A Finale in Simulation: The Perfect Sample

We end our journey with an application that feels almost like magic, from the world of Monte Carlo simulation. Suppose we need to calculate an expectation with respect to a complex, correlated multivariate Gaussian distribution. A powerful technique is importance sampling: we draw samples from a much simpler distribution (say, a standard uncorrelated Gaussian) and then apply a "correction weight" to each sample. The efficiency of this whole procedure hinges on the variance of these weights. High variance means we need a huge number of samples.
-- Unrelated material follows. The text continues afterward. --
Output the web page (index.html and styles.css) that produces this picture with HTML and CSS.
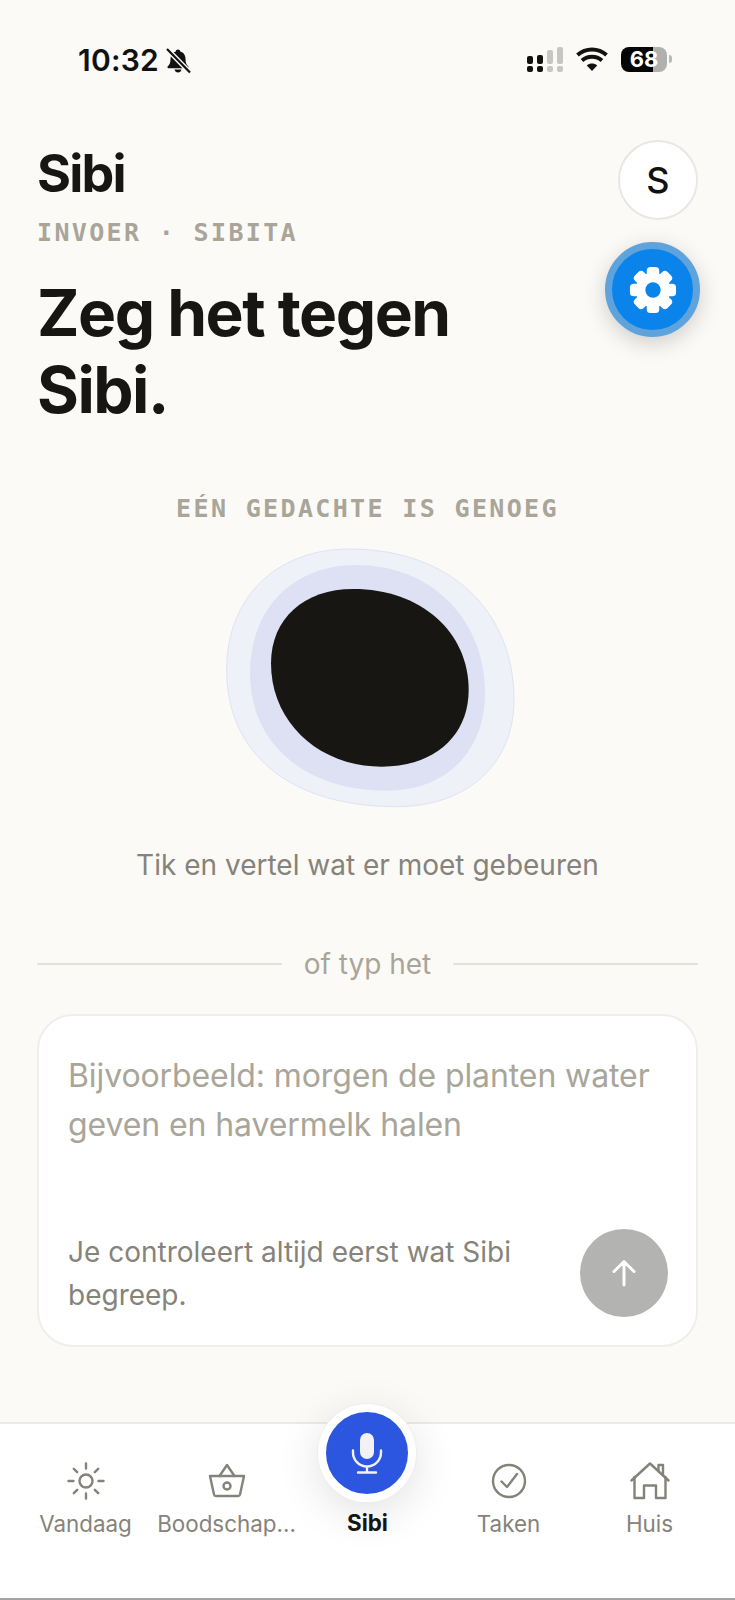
FILE: index.html
```html
<!DOCTYPE html>
<html lang="nl">
  <head>
    <meta charset="UTF-8" />
    <meta name="viewport" content="width=device-width, initial-scale=1.0" />
    <title>Sibi</title>
    <link rel="stylesheet" href="styles.css">
  </head>
  <body>
    <div class="app">
      <div class="statusbar">
        <div class="status-left">
          <span class="clock">10:32</span>
          <svg class="bell" viewBox="0 0 26 26" width="26" height="26">
            <path d="M13 1.500c-1.300 0-2.200.9-2.200 2C7.200 4.400 5.500 7.300 5.500 11c0 3.700-.9 5.700-2.700 7.300-.7.700-.3 2 .8 2h18.800c1.100 0 1.500-1.300.8-2-1.800-1.600-2.700-3.600-2.700-7.300 0-3.700-1.700-6.600-5.300-7.500 0-1.100-.9-2-2.200-2z" fill="#111"/>
            <path d="M9.500 21.500c.4 1.700 1.800 3 3.500 3s3.100-1.300 3.500-3z" fill="#111"/>
            <path d="M2 1 25 24.500" stroke="#fbfaf7" stroke-width="5"/>
            <path d="M2 1 25 24.500" stroke="#111" stroke-width="2.200"/>
          </svg>
        </div>
        <div class="status-right">
          <svg class="signal" viewBox="0 0 38 26" width="38" height="26">
            <rect x="0" y="10" width="6" height="8" rx="2" fill="#111"/>
            <rect x="10" y="9" width="6" height="9" rx="2" fill="#111"/>
            <rect x="20" y="4" width="6" height="14" rx="2" fill="#c6c6c4"/>
            <rect x="30" y="1" width="6" height="17" rx="2" fill="#c6c6c4"/>
            <rect x="0" y="20" width="6" height="6" rx="2" fill="#111"/>
            <rect x="10" y="20" width="6" height="6" rx="2" fill="#111"/>
            <rect x="20" y="20" width="6" height="6" rx="2" fill="#c6c6c4"/>
            <rect x="30" y="20" width="6" height="6" rx="2" fill="#c6c6c4"/>
          </svg>
          <svg class="wifi" viewBox="0 0 32 24" width="32" height="24">
            <path d="M16 24 10.800 18.400c3-2.500 7.400-2.500 10.400 0z" fill="#111"/>
            <path d="M6 13.500c5.800-5 14.200-5 20 0" fill="none" stroke="#111" stroke-width="4"/>
            <path d="M1.500 8C9.800.6 22.200.6 30.500 8" fill="none" stroke="#111" stroke-width="4"/>
          </svg>
          <div class="battery">
            <span class="battery-level">68</span>
          </div>
          <span class="battery-tip"></span>
        </div>
      </div>

      <main class="content">
        <header class="top">
          <div class="top-text">
            <div class="brand">Sibi</div>
            <div class="eyebrow">INVOER · SIBITA</div>
            <h1>Zeg het tegen<br>Sibi.</h1>
          </div>
          <div class="avatar">S</div>
        </header>

        <section class="voice">
          <div class="voice-label">EÉN GEDACHTE IS GENOEG</div>
          <svg class="blob" viewBox="0 0 1020 870" width="340" height="290">
            <path d="M450 57C745 57 942 238 942 510C942 702 801 830 590 830C274 830 80 674 80 420C80 202 228 57 450 57Z" fill="#eff1f8" stroke="#dfe3f1" stroke-width="3"/>
            <path d="M470 105C693 105 855 267 855 490C855 665 737 782 560 782C314 782 150 641 150 430C150 235 278 105 470 105Z" fill="#dde1f3"/>
            <path d="M460 177C661 177 806 304 806 480C806 618 702 710 545 710C356 710 213 577 213 400C213 266 312 177 460 177Z" fill="#171612"/>
          </svg>
          <p class="voice-hint">Tik en vertel wat er moet gebeuren</p>
        </section>

        <div class="divider"><span>of typ het</span></div>

        <section class="card">
          <div class="placeholder">Bijvoorbeeld: morgen de planten water geven en havermelk halen</div>
          <div class="card-foot">
            <p class="note">Je controleert altijd eerst wat Sibi begreep.</p>
            <button class="send">
              <svg viewBox="0 0 30 30" width="30" height="30">
                <path d="M15 27V4M5 13.500 15 3.500l10 10" fill="none" stroke="#fff" stroke-width="3" stroke-linecap="round" stroke-linejoin="round"/>
              </svg>
            </button>
          </div>
        </section>
      </main>

      <nav class="tabs">
        <div class="tab">
          <svg class="tab-icon" viewBox="0 0 40 40" width="40" height="40">
            <circle cx="20" cy="20" r="6.500"/>
            <path d="M20 2.500v5M20 32.500v5M2.500 20h5M32.500 20h5M7.800 7.800l3.400 3.400M28.800 28.800l3.400 3.400M7.800 32.200l3.400-3.400M28.800 11.200l3.400-3.400"/>
          </svg>
          <span>Vandaag</span>
        </div>
        <div class="tab">
          <svg class="tab-icon" viewBox="0 0 40 40" width="40" height="40">
            <path d="M3 15h34l-4 18.500a2 2 0 0 1-2 1.500H9a2 2 0 0 1-2-1.500z"/>
            <path d="M12.500 15 20 4l7.500 11"/>
            <circle cx="20" cy="25" r="3.500"/>
          </svg>
          <span>Boodschap...</span>
        </div>
        <div class="tab tab-active">
          <button class="mic">
            <svg viewBox="0 0 34 42" width="34" height="42">
              <rect x="10" y="1" width="14" height="26" rx="7" fill="#f3f1f4"/>
              <path d="M3 18.500v2a14 14 0 0 0 28 0v-2M17 34.500V40M8 40.500h18" fill="none" stroke="#f3f1f4" stroke-width="2.400" stroke-linecap="round"/>
            </svg>
          </button>
          <span>Sibi</span>
        </div>
        <div class="tab">
          <svg class="tab-icon" viewBox="0 0 40 40" width="40" height="40">
            <circle cx="20" cy="20" r="16"/>
            <path d="M12.500 20.500 18 26l10-13"/>
          </svg>
          <span>Taken</span>
        </div>
        <div class="tab">
          <svg class="tab-icon" viewBox="0 0 40 40" width="40" height="40">
            <path d="M1.500 19.500 20 2.500l18.500 17"/>
            <path d="M4.500 16v21h9.500V24.500h12V37h9.500V16"/>
            <path d="M28.500 9V4H33v10"/>
          </svg>
          <span>Huis</span>
        </div>
      </nav>

      <button class="settings">
        <svg viewBox="-25 -25 50 50" width="48" height="48">
          <g fill="#fff">
            <rect x="-6.500" y="-24" width="13" height="48" rx="4"/>
            <rect x="-6.500" y="-24" width="13" height="48" rx="4" transform="rotate(45)"/>
            <rect x="-6.500" y="-24" width="13" height="48" rx="4" transform="rotate(90)"/>
            <rect x="-6.500" y="-24" width="13" height="48" rx="4" transform="rotate(135)"/>
            <circle r="18"/>
          </g>
          <circle r="8" fill="#0a84ea"/>
        </svg>
      </button>
    </div>
  </body>
</html>
```

FILE: styles.css
```css
body {
  margin: 0;
  background-color: #fbfaf7;
  font-family: "Inter", "Liberation Sans", sans-serif;
  color: #171612;
}

.app {
  position: relative;
  display: flex;
  flex-direction: column;
  width: 735px;
  height: 1600px;
  overflow: hidden;
}

/* status bar */
.statusbar {
  display: flex;
  justify-content: space-between;
  align-items: flex-start;
  height: 140px;
  box-sizing: border-box;
  padding: 46px 63px 0 78px;
  flex-shrink: 0;
}

.status-left {
  display: flex;
  align-items: center;
  gap: 6px;
}

.clock {
  font-size: 30px;
  line-height: 29px;
  font-weight: 600;
  letter-spacing: 0.2px;
  color: #111;
}

.status-right {
  display: flex;
  align-items: center;
  position: relative;
}

.signal {
  margin-right: 11px;
}

.wifi {
  margin-right: 13px;
}

.battery {
  width: 46px;
  height: 25px;
  border-radius: 8px;
  background: linear-gradient(to right, #050505 70%, #b0b0ae 70%);
  display: flex;
  justify-content: center;
  align-items: center;
}

.battery-level {
  font-size: 22px;
  font-weight: 700;
  color: #fff;
}

.battery-tip {
  width: 3px;
  height: 8px;
  margin-left: 2px;
  border-radius: 0 4px 4px 0;
  background: #b8b8b6;
}

/* main column */
.content {
  flex: 1;
  padding: 0 37px;
}

.top {
  display: flex;
  justify-content: space-between;
  align-items: flex-start;
}

.top-text {
  padding-top: 6px;
}

.brand {
  font-size: 52px;
  line-height: 56px;
  font-weight: 700;
  letter-spacing: -1.8px;
}

.eyebrow,
.voice-label {
  font-family: "DejaVu Sans Mono", monospace;
  font-size: 25px;
  line-height: 28px;
  font-weight: 700;
  letter-spacing: 2.35px;
  color: #a9a599;
}

.eyebrow {
  margin-top: 17px;
}

h1 {
  margin: 27px 0 0;
  font-size: 64px;
  line-height: 77px;
  font-weight: 700;
  letter-spacing: -1.5px;
}

.avatar {
  width: 80px;
  height: 80px;
  box-sizing: border-box;
  border: 2px solid #e9e7e3;
  border-radius: 50%;
  background: #fff;
  display: flex;
  justify-content: center;
  align-items: center;
  font-size: 36px;
  font-weight: 500;
  color: #111;
}

.settings {
  position: absolute;
  top: 242px;
  left: 605px;
  width: 95px;
  height: 95px;
  padding: 0;
  border: 7px solid #5fa3dc;
  border-radius: 50%;
  background: #0a84ea;
  box-shadow: 0 6px 22px rgba(0, 0, 0, 0.18);
  display: flex;
  justify-content: center;
  align-items: center;
}

/* voice blob */
.voice {
  display: flex;
  flex-direction: column;
  align-items: center;
  margin-top: 67px;
}

.blob {
  margin: 7px 0 0 5px;
}

.voice-hint {
  margin: 27px 0 0;
  font-size: 28px;
  line-height: 36px;
  color: #86837a;
}

.divider {
  display: flex;
  align-items: center;
  gap: 22px;
  margin-top: 63px;
  font-size: 28px;
  line-height: 36px;
  color: #a9a599;
}

.divider::before,
.divider::after {
  content: "";
  flex: 1;
  height: 2px;
  background: #e3e1db;
}

/* text card */
.card {
  display: flex;
  flex-direction: column;
  justify-content: space-between;
  height: 333px;
  box-sizing: border-box;
  margin-top: 32px;
  padding: 35px 28px 28px 29px;
  border: 2px solid #f0eeea;
  border-radius: 36px;
  background: #fff;
}

.placeholder {
  font-size: 32px;
  line-height: 49px;
  letter-spacing: -0.1px;
  color: #a9a599;
}

.card-foot {
  display: flex;
  justify-content: space-between;
  align-items: flex-end;
  gap: 30px;
}

.note {
  margin: 0;
  font-size: 28px;
  line-height: 43px;
  color: #86837a;
}

.send {
  width: 88px;
  height: 88px;
  flex-shrink: 0;
  padding: 0;
  border: none;
  border-radius: 50%;
  background: #b3b3b2;
  display: flex;
  justify-content: center;
  align-items: center;
}

/* bottom tabs */
.tabs {
  display: grid;
  grid-template-columns: repeat(5, 141px);
  height: 178px;
  box-sizing: border-box;
  padding: 37px 15px 0;
  flex-shrink: 0;
  background: #fff;
  border-top: 2px solid #eceae6;
  border-bottom: 2px solid #a4a4a4;
}

.tab {
  position: relative;
  display: flex;
  flex-direction: column;
  align-items: center;
  gap: 8px;
  font-size: 22.4px;
  line-height: 30px;
  color: #86837a;
  white-space: nowrap;
}

.tab-icon {
  fill: none;
  stroke: #85827a;
  stroke-width: 2.400;
  stroke-linecap: round;
  stroke-linejoin: round;
}

.tab-active {
  padding-top: 47px;
  font-weight: 700;
  color: #171612;
}

.mic {
  position: absolute;
  top: -57px;
  left: 21px;
  width: 98px;
  height: 98px;
  padding: 0;
  box-sizing: border-box;
  border: 8px solid #fff;
  border-radius: 50%;
  background: #2c56e0;
  box-shadow: 0 0 0 1px #f0eeea, 0 10px 44px rgba(0, 0, 0, 0.12);
  display: flex;
  justify-content: center;
  align-items: center;
}
```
This is where whitening provides a moment of stunning clarity. What happens if we first apply a whitening transformation to our problem? The complicated, correlated target distribution is transformed into a simple, standard, uncorrelated Gaussian. If we now use a standard Gaussian as our proposal distribution for importance sampling, the target and proposal are identical! The correction weight for every single sample becomes exactly one. The variance of the weights is zero. This means, in principle, we have created a "zero-variance" estimator. We have found a coordinate system so perfect that a single sample can reveal the answer. This is the ultimate testament to the power of whitening: the ability to transform a difficult problem of estimation into a trivial one of observation.

From building robust models of the physical world to accelerating our most complex algorithms and even achieving perfection in simulation, statistical whitening proves itself to be a thread of unifying insight, reminding us that sometimes, the most powerful thing we can do is simply to look at a problem from the right perspective.